Recorded information:
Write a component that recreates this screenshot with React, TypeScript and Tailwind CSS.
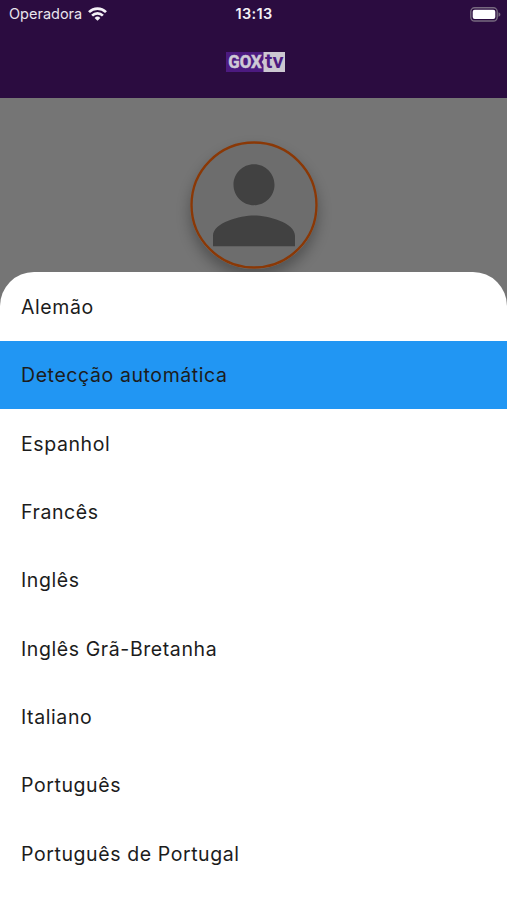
interface Language {
    id: string;
    label: string;
}

const languages: Language[] = [
    { id: 'de', label: 'Alemão' },
    { id: 'auto', label: 'Detecção automática' },
    { id: 'es', label: 'Espanhol' },
    { id: 'fr', label: 'Francês' },
    { id: 'en', label: 'Inglês' },
    { id: 'en-GB', label: 'Inglês Grã-Bretanha' },
    { id: 'it', label: 'Italiano' },
    { id: 'pt', label: 'Português' },
    { id: 'pt-PT', label: 'Português de Portugal' },
];

const WifiIcon = () => (
    <svg width="19" height="14" viewBox="0 0 19 14" fill="none" stroke="#f4f1f6" strokeWidth="2.7">
        <path d="M1 5.1a12.2 12.2 0 0 1 17 0" />
        <path d="M4.1 8.6a7.8 7.8 0 0 1 10.8 0" />
        <path d="M9.5 13.8 6.6 10.9a4.2 4.2 0 0 1 5.8 0z" fill="#f4f1f6" stroke="none" />
    </svg>
);

const BatteryIcon = () => (
    <svg width="31" height="15" viewBox="0 0 31 15">
        <rect x="0.8" y="0.8" width="26.4" height="13.2" rx="3.8" fill="none" stroke="#77697f" strokeWidth="1.4" />
        <rect x="2.7" y="2.7" width="22.6" height="9.4" rx="2" fill="#fff" />
        <path d="M28.5 5.2c1.3.5 1.9 1.3 1.9 2.3s-.6 1.8-1.9 2.3z" fill="#77697f" />
    </svg>
);

const StatusBar = () => (
    <div className="grid h-7 grid-cols-3 items-center text-[#e9e4ed]">
        <div className="flex items-center gap-[6px] pl-[9px]">
            <span className="text-[14.5px] leading-7">Operadora</span>
            <WifiIcon />
        </div>
        <span className="pl-px text-center text-[14.5px] leading-7 font-semibold tracking-[0.3px] text-[#f4f1f6]">13:13</span>
        <div className="flex justify-end pr-[6px]">
            <BatteryIcon />
        </div>
    </div>
);

const Logo = () => (
    <svg className="overflow-visible" width="60" height="24" viewBox="0 0 60 24" fontFamily="Roboto, 'Open Sans', sans-serif">
        <rect width="38" height="20" fill="#4c1a80" />
        <path d="M37.5 0H59v20H37.5v-7.2L35.6 10l1.9-2.8z" fill="#ccc8d1" />
        <text x="2.2" y="16" fontSize="17.5" fontWeight="700" fill="#cfcad6" stroke="#cfcad6" strokeWidth="0.5" textLength="33.5" lengthAdjust="spacingAndGlyphs">GOX</text>
        <text x="39" y="16.3" fontSize="20.5" fontWeight="600" fill="#4c1a80" textLength="18.5" lengthAdjust="spacingAndGlyphs">tv</text>
    </svg>
);

const Avatar = () => (
    <div className="size-[128px] rounded-full shadow-[0_8px_14px_rgba(0,0,0,0.3)]">
        <svg width="128" height="128" viewBox="0 0 128 128">
            <circle cx="64" cy="64" r="62.5" fill="#6d6d6d" stroke="#8a3806" strokeWidth="2.4" />
            <path
                transform="translate(2.5 2.7) scale(5.125)"
                fill="#414141"
                d="M12 12c2.21 0 4-1.79 4-4s-1.79-4-4-4-4 1.79-4 4 1.79 4 4 4zm0 2c-2.67 0-8 1.34-8 4v2h16v-2c0-2.66-5.33-4-8-4z"
            />
        </svg>
    </div>
);

const LanguageSheet: React.FC<{ selected: string }> = ({ selected }) => (
    <ul className="absolute inset-x-0 top-[272px] bottom-0 overflow-hidden rounded-t-[34px] bg-white pt-[0.4px]">
        {languages.map(({ id, label }) => (
            <li
                key={id}
                className={`flex h-[68.4px] items-center pt-[1.6px] pl-[21px] text-[19.5px] tracking-[0.59px] text-[#1c1c1c] ${
                    id === selected ? 'bg-[#2196f3]' : ''
                }`}
            >
                {label}
            </li>
        ))}
    </ul>
);

const App = () => (
    <div className="relative h-[900px] w-[507px] overflow-hidden bg-[#757575] font-[Inter,'Liberation_Sans',sans-serif]">
        <header className="h-[98px] bg-[#2b0c40]">
            <StatusBar />
            <div className="flex justify-center pt-6 pl-[5px]">
                <Logo />
            </div>
        </header>

        <main className="flex justify-center pt-[43px] pl-px">
            <Avatar />
        </main>

        <LanguageSheet selected="auto" />
    </div>
);

export default App;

Your objective: Copy out every line of the material above exactly, skipping the pictures.

Problem solution:
Write a component that recreates this screenshot with React, TypeScript and Tailwind CSS.
interface Language {
    id: string;
    label: string;
}

const languages: Language[] = [
    { id: 'de', label: 'Alemão' },
    { id: 'auto', label: 'Detecção automática' },
    { id: 'es', label: 'Espanhol' },
    { id: 'fr', label: 'Francês' },
    { id: 'en', label: 'Inglês' },
    { id: 'en-GB', label: 'Inglês Grã-Bretanha' },
    { id: 'it', label: 'Italiano' },
    { id: 'pt', label: 'Português' },
    { id: 'pt-PT', label: 'Português de Portugal' },
];

const WifiIcon = () => (
    <svg width="19" height="14" viewBox="0 0 19 14" fill="none" stroke="#f4f1f6" strokeWidth="2.7">
        <path d="M1 5.1a12.2 12.2 0 0 1 17 0" />
        <path d="M4.1 8.6a7.8 7.8 0 0 1 10.8 0" />
        <path d="M9.5 13.8 6.6 10.9a4.2 4.2 0 0 1 5.8 0z" fill="#f4f1f6" stroke="none" />
    </svg>
);

const BatteryIcon = () => (
    <svg width="31" height="15" viewBox="0 0 31 15">
        <rect x="0.8" y="0.8" width="26.4" height="13.2" rx="3.8" fill="none" stroke="#77697f" strokeWidth="1.4" />
        <rect x="2.7" y="2.7" width="22.6" height="9.4" rx="2" fill="#fff" />
        <path d="M28.5 5.2c1.3.5 1.9 1.3 1.9 2.3s-.6 1.8-1.9 2.3z" fill="#77697f" />
    </svg>
);

const StatusBar = () => (
    <div className="grid h-7 grid-cols-3 items-center text-[#e9e4ed]">
        <div className="flex items-center gap-[6px] pl-[9px]">
            <span className="text-[14.5px] leading-7">Operadora</span>
            <WifiIcon />
        </div>
        <span className="pl-px text-center text-[14.5px] leading-7 font-semibold tracking-[0.3px] text-[#f4f1f6]">13:13</span>
        <div className="flex justify-end pr-[6px]">
            <BatteryIcon />
        </div>
    </div>
);

const Logo = () => (
    <svg className="overflow-visible" width="60" height="24" viewBox="0 0 60 24" fontFamily="Roboto, 'Open Sans', sans-serif">
        <rect width="38" height="20" fill="#4c1a80" />
        <path d="M37.5 0H59v20H37.5v-7.2L35.6 10l1.9-2.8z" fill="#ccc8d1" />
        <text x="2.2" y="16" fontSize="17.5" fontWeight="700" fill="#cfcad6" stroke="#cfcad6" strokeWidth="0.5" textLength="33.5" lengthAdjust="spacingAndGlyphs">GOX</text>
        <text x="39" y="16.3" fontSize="20.5" fontWeight="600" fill="#4c1a80" textLength="18.5" lengthAdjust="spacingAndGlyphs">tv</text>
    </svg>
);

const Avatar = () => (
    <div className="size-[128px] rounded-full shadow-[0_8px_14px_rgba(0,0,0,0.3)]">
        <svg width="128" height="128" viewBox="0 0 128 128">
            <circle cx="64" cy="64" r="62.5" fill="#6d6d6d" stroke="#8a3806" strokeWidth="2.4" />
            <path
                transform="translate(2.5 2.7) scale(5.125)"
                fill="#414141"
                d="M12 12c2.21 0 4-1.79 4-4s-1.79-4-4-4-4 1.79-4 4 1.79 4 4 4zm0 2c-2.67 0-8 1.34-8 4v2h16v-2c0-2.66-5.33-4-8-4z"
            />
        </svg>
    </div>
);

const LanguageSheet: React.FC<{ selected: string }> = ({ selected }) => (
    <ul className="absolute inset-x-0 top-[272px] bottom-0 overflow-hidden rounded-t-[34px] bg-white pt-[0.4px]">
        {languages.map(({ id, label }) => (
            <li
                key={id}
                className={`flex h-[68.4px] items-center pt-[1.6px] pl-[21px] text-[19.5px] tracking-[0.59px] text-[#1c1c1c] ${
                    id === selected ? 'bg-[#2196f3]' : ''
                }`}
            >
                {label}
            </li>
        ))}
    </ul>
);

const App = () => (
    <div className="relative h-[900px] w-[507px] overflow-hidden bg-[#757575] font-[Inter,'Liberation_Sans',sans-serif]">
        <header className="h-[98px] bg-[#2b0c40]">
            <StatusBar />
            <div className="flex justify-center pt-6 pl-[5px]">
                <Logo />
            </div>
        </header>

        <main className="flex justify-center pt-[43px] pl-px">
            <Avatar />
        </main>

        <LanguageSheet selected="auto" />
    </div>
);

export default App;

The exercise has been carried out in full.